╭──

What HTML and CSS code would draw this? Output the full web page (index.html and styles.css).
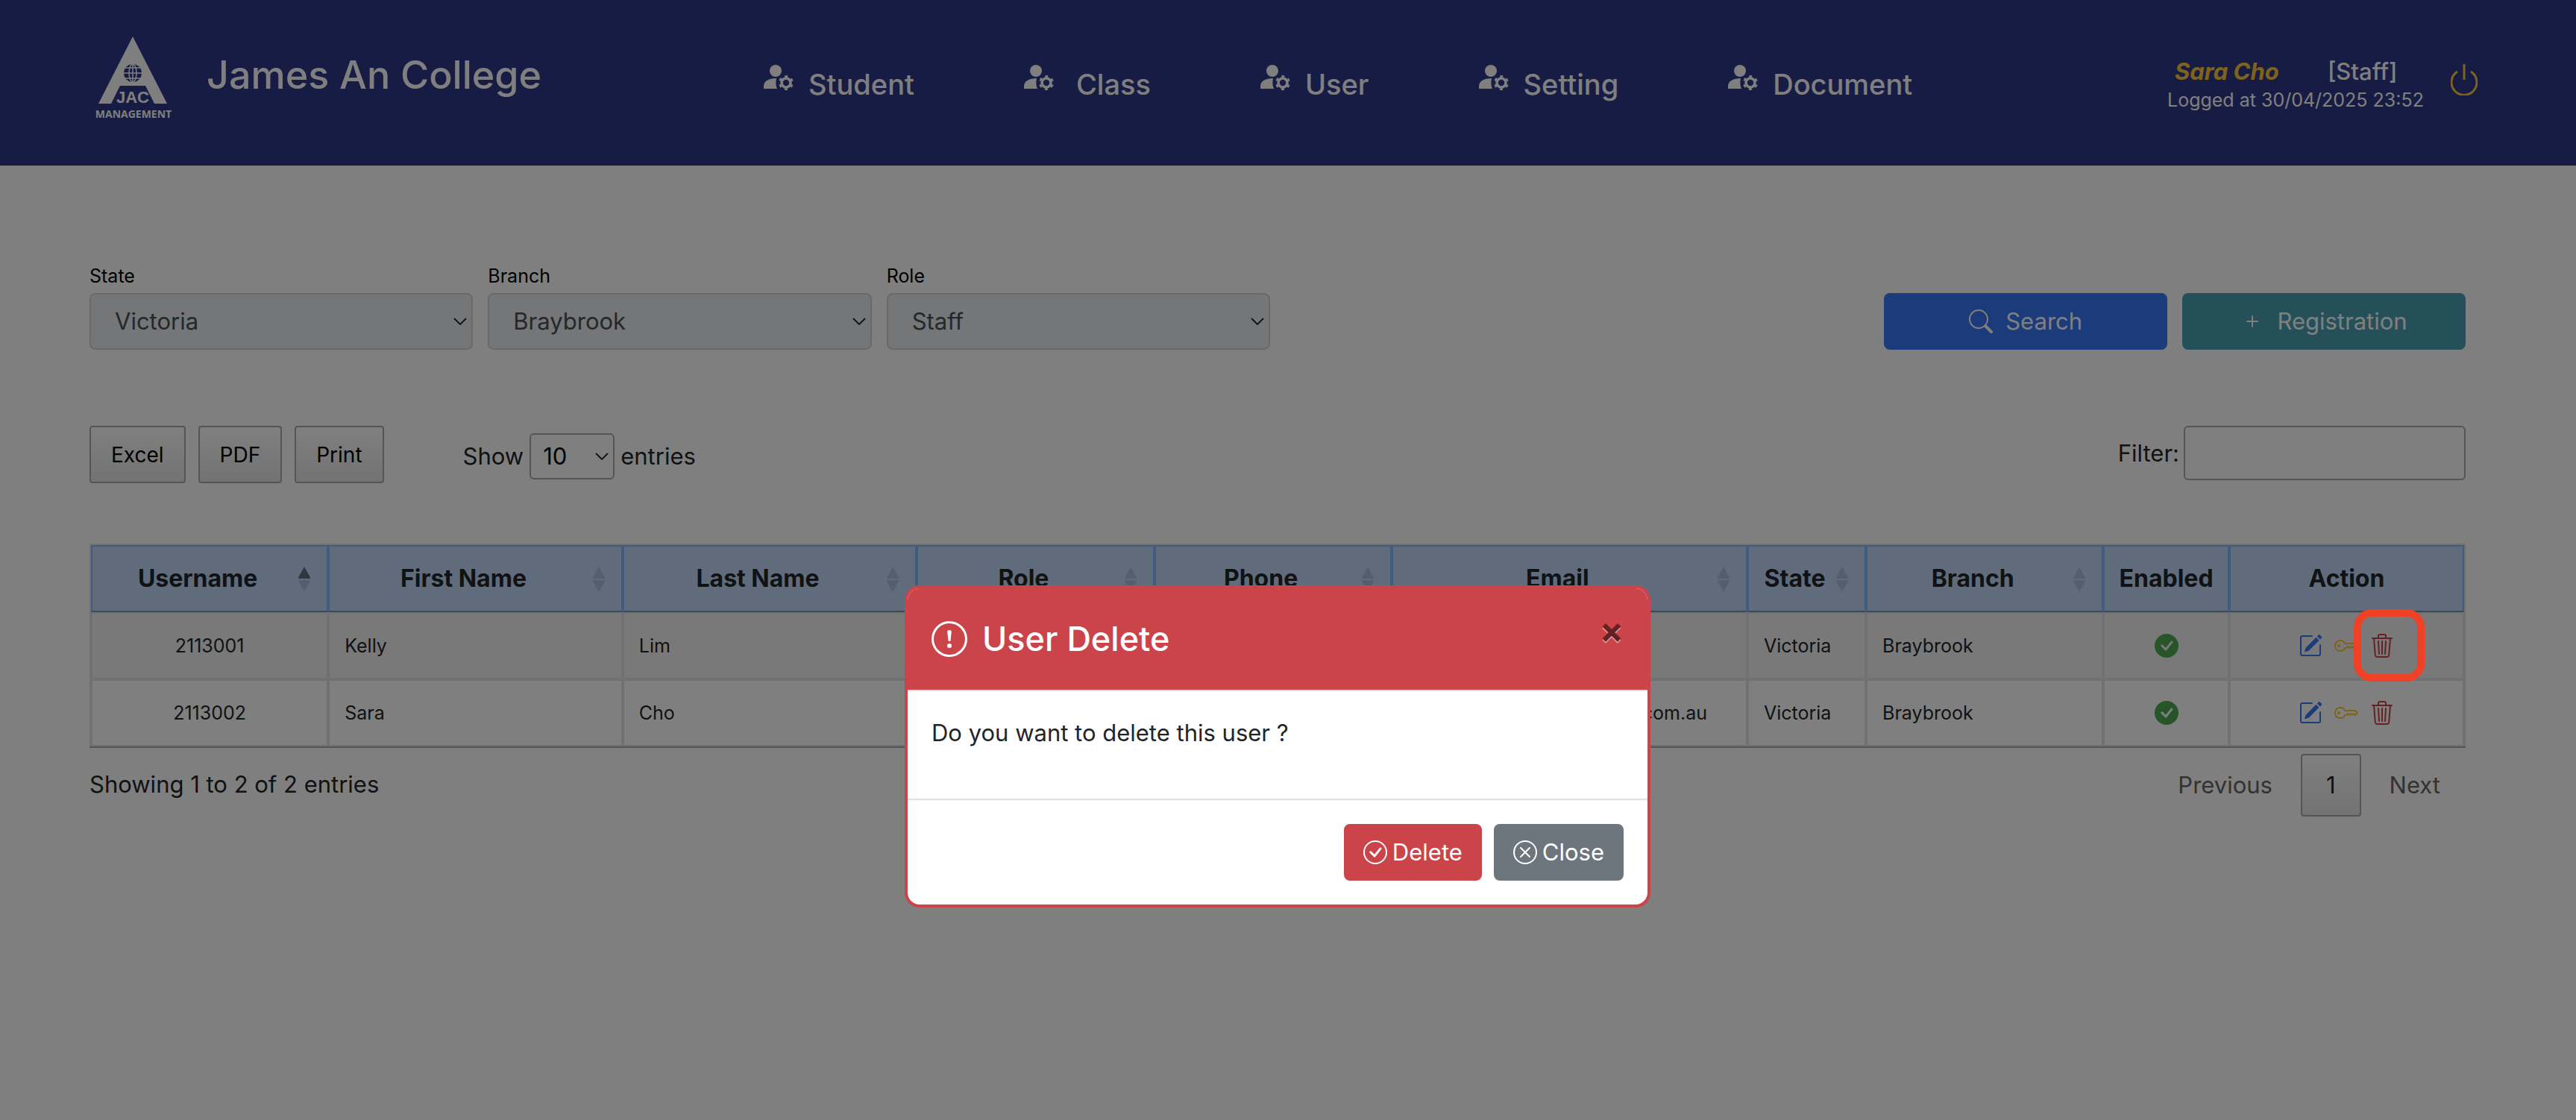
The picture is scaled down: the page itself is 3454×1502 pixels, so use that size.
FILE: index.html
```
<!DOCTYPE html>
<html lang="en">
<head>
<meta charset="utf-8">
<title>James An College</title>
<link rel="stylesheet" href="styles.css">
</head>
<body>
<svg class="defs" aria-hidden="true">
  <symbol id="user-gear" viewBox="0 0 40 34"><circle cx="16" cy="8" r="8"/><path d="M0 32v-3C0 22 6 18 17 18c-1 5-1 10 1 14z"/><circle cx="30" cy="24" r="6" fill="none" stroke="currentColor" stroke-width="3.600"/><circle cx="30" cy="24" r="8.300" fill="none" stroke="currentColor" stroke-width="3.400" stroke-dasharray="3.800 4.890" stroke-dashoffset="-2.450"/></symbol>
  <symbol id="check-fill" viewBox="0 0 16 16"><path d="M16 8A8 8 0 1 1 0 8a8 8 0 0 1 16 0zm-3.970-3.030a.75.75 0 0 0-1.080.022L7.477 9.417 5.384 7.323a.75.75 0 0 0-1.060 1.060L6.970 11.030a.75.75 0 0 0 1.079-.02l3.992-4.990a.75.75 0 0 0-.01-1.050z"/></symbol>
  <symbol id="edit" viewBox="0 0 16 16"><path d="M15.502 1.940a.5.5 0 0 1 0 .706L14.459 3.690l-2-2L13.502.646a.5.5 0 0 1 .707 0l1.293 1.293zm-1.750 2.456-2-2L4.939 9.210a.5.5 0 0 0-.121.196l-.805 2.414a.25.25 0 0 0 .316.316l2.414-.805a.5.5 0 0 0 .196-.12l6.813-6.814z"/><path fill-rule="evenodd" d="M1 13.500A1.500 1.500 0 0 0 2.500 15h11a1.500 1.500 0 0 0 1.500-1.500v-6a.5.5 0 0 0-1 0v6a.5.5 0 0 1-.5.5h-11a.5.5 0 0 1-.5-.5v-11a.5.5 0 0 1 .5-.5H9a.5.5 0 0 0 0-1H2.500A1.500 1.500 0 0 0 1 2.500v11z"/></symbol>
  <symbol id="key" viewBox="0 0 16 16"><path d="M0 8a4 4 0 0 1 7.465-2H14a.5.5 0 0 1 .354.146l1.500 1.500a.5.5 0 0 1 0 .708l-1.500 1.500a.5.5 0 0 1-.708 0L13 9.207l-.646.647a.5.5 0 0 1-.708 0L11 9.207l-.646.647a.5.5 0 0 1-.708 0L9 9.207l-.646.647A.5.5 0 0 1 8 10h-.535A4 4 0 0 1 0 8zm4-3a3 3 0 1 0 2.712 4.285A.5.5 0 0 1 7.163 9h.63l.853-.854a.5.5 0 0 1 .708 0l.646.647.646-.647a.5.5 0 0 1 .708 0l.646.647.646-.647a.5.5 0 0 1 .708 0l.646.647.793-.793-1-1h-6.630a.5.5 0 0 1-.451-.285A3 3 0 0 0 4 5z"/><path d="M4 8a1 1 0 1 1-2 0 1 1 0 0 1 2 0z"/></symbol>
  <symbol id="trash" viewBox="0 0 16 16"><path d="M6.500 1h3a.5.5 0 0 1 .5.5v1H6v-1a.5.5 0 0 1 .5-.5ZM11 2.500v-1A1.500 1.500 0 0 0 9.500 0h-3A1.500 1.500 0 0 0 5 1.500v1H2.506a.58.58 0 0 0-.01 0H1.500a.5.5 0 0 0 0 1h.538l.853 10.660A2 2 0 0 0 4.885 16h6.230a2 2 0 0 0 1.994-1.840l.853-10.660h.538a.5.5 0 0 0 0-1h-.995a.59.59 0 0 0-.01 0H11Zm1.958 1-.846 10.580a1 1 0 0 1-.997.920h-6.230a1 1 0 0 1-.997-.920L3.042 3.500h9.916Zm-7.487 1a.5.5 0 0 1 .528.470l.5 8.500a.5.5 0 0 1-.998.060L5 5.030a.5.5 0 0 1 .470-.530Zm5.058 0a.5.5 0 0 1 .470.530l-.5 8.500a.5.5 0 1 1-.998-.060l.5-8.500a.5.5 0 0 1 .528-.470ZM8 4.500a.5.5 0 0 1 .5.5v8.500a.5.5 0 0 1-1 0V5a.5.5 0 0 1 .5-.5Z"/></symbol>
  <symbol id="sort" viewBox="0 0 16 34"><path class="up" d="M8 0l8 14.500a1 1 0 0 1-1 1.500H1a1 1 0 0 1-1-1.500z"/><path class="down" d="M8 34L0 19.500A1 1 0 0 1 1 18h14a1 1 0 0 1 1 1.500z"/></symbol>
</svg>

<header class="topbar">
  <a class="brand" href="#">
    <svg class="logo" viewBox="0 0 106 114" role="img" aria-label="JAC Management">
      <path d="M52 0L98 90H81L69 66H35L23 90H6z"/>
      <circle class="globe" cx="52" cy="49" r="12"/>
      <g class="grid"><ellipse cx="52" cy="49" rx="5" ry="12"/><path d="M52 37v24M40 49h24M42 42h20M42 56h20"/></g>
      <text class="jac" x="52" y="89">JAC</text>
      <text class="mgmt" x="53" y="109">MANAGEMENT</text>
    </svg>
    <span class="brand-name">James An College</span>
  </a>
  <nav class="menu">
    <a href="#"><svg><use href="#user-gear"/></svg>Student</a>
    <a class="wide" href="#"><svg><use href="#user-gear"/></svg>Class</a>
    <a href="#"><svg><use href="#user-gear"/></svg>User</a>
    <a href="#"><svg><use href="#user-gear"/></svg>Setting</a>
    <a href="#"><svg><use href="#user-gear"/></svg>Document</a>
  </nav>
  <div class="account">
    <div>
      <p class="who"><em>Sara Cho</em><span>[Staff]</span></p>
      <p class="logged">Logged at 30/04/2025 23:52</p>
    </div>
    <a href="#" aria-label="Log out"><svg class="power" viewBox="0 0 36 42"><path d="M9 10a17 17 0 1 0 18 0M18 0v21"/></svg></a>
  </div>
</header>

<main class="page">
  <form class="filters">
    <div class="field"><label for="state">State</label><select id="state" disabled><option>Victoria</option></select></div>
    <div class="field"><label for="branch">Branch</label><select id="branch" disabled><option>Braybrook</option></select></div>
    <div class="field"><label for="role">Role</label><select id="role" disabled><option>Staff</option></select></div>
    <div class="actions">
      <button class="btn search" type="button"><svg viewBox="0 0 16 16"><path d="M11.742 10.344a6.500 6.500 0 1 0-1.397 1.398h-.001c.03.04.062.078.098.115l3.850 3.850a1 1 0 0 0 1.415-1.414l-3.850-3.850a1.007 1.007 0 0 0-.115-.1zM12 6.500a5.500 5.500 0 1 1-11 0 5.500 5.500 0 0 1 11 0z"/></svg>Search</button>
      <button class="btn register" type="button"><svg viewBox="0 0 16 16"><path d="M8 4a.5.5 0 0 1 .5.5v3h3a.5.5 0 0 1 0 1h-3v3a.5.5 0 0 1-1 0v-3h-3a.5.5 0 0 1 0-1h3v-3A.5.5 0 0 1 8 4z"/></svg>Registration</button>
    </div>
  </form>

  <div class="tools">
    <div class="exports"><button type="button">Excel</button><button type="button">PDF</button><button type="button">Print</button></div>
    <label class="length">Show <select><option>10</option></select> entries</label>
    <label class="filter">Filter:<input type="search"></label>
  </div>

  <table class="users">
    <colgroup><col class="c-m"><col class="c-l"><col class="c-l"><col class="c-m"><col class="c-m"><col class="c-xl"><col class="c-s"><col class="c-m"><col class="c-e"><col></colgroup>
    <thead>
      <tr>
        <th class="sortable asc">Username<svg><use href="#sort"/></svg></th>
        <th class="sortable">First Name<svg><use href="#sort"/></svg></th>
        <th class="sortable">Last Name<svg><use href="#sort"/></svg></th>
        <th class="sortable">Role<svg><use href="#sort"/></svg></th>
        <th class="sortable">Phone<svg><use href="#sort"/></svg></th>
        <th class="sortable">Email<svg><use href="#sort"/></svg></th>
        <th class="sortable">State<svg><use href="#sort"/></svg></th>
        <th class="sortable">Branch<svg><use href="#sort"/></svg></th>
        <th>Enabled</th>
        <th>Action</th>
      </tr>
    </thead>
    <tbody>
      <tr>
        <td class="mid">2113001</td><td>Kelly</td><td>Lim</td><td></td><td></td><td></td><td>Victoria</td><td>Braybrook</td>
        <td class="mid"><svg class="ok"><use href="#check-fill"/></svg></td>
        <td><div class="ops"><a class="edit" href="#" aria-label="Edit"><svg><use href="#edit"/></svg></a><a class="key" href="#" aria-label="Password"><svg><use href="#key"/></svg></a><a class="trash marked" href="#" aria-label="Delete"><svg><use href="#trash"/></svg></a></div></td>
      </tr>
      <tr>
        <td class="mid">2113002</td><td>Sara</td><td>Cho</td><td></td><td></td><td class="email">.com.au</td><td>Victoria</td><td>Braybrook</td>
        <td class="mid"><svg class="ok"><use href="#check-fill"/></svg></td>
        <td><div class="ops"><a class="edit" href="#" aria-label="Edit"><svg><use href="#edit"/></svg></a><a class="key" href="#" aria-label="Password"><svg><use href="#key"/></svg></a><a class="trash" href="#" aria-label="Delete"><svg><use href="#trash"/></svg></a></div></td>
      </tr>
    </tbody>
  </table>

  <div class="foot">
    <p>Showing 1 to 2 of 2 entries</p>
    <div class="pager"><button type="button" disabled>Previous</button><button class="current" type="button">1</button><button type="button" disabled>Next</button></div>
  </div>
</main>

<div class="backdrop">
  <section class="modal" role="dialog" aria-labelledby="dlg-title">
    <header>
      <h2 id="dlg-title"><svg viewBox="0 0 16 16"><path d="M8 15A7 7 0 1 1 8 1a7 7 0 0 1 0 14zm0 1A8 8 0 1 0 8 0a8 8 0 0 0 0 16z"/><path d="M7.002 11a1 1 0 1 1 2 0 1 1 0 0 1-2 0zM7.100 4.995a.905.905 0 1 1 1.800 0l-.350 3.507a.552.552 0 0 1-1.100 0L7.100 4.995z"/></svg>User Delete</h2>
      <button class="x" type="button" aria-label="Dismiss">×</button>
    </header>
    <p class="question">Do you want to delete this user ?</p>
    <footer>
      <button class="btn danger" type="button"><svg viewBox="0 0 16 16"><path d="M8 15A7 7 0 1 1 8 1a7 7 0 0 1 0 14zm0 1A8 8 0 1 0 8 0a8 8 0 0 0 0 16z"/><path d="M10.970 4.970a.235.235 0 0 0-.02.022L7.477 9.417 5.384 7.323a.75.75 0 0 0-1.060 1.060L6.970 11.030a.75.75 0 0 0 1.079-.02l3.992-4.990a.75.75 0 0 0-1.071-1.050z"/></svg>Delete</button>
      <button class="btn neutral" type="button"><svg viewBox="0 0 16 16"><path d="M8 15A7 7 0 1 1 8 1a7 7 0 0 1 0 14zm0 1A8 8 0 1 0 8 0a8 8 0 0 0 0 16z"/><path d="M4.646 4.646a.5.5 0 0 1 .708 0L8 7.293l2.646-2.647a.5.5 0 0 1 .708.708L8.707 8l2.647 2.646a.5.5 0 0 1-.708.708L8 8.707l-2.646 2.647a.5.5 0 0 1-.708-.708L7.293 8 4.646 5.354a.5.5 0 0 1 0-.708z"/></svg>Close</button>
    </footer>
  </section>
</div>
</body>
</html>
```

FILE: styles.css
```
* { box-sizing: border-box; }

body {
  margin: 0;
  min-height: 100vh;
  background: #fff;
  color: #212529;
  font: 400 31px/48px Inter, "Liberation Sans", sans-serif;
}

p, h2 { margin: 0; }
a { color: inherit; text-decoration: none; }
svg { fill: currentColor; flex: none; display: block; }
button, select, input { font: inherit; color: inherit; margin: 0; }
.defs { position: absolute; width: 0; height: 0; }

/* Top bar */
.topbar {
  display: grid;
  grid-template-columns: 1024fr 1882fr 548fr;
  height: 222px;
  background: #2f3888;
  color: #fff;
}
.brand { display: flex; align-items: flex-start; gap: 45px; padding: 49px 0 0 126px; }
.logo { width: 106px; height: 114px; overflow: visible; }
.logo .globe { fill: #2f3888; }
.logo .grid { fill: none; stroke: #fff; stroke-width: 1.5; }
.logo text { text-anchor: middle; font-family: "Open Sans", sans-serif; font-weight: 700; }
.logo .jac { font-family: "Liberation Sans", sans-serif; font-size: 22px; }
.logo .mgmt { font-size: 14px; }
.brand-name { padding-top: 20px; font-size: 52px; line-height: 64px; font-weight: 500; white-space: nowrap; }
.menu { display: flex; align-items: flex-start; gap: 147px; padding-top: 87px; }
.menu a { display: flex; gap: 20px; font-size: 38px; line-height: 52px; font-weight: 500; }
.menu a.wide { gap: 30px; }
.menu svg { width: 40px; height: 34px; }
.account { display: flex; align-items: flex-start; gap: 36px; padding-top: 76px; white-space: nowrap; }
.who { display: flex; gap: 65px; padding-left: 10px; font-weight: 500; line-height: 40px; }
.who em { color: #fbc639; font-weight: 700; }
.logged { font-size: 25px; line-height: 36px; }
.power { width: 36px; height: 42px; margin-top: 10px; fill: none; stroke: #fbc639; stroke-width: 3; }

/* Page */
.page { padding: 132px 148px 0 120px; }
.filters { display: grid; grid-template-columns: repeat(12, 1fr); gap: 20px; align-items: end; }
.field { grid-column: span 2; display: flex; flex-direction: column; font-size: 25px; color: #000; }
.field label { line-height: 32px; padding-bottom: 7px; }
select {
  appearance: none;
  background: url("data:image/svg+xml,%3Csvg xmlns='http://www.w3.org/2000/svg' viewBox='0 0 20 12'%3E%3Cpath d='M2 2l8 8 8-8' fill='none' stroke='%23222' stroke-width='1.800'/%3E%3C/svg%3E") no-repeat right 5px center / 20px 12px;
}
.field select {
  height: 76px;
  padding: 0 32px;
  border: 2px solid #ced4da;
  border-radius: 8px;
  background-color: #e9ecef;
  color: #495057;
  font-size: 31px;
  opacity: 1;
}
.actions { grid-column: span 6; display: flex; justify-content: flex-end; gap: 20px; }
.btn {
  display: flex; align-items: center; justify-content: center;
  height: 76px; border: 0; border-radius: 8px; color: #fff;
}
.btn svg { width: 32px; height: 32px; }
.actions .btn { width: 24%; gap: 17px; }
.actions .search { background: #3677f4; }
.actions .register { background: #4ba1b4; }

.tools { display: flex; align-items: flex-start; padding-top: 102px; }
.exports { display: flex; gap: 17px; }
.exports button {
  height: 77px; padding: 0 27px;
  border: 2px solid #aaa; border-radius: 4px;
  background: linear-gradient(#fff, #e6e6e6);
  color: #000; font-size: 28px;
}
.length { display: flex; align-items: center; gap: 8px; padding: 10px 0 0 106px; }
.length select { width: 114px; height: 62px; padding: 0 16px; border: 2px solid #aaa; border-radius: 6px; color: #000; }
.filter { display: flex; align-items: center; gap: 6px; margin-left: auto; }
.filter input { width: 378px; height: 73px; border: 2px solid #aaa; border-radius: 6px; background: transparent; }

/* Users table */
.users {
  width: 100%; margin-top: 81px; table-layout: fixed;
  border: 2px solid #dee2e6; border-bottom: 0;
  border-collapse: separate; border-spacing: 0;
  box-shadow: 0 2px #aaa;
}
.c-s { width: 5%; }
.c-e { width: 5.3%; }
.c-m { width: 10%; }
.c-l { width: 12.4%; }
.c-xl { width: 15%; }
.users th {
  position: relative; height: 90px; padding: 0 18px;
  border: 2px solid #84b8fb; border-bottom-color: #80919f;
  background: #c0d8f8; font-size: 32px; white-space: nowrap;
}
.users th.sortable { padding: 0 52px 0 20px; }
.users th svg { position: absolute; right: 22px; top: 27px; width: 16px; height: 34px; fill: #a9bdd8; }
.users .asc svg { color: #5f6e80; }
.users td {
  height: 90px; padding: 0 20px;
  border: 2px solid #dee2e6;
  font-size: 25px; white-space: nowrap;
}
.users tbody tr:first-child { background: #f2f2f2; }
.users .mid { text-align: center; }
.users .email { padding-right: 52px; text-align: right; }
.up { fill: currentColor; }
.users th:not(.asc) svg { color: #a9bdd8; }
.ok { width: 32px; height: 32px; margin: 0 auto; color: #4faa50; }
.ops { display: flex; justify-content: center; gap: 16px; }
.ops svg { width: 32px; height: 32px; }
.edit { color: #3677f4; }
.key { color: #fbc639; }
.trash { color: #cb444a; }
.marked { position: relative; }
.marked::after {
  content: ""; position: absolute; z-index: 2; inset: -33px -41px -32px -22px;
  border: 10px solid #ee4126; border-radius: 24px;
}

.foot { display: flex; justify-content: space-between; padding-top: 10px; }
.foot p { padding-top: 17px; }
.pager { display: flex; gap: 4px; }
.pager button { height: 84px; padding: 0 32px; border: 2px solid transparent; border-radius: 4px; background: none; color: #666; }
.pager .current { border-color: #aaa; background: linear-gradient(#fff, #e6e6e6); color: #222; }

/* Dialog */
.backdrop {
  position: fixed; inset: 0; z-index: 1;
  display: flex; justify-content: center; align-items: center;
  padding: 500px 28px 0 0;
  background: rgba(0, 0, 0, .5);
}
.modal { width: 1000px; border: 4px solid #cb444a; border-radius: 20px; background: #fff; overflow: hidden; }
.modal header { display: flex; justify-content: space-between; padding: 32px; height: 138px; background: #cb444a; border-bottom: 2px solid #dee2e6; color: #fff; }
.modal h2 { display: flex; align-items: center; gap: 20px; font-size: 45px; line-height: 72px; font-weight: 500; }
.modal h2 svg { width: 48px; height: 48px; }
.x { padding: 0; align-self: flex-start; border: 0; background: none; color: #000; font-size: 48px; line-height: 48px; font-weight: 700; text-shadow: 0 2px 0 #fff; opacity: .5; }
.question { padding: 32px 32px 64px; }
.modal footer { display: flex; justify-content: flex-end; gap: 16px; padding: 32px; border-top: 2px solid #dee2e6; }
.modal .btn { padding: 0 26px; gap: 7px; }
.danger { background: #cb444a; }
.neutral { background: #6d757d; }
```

╰──

▶ [TASK OBJECTIVE] What is the number of lines in the data holding the word "html"? Reply with that number only.

▶ [WRITTEN RESPONSE] 5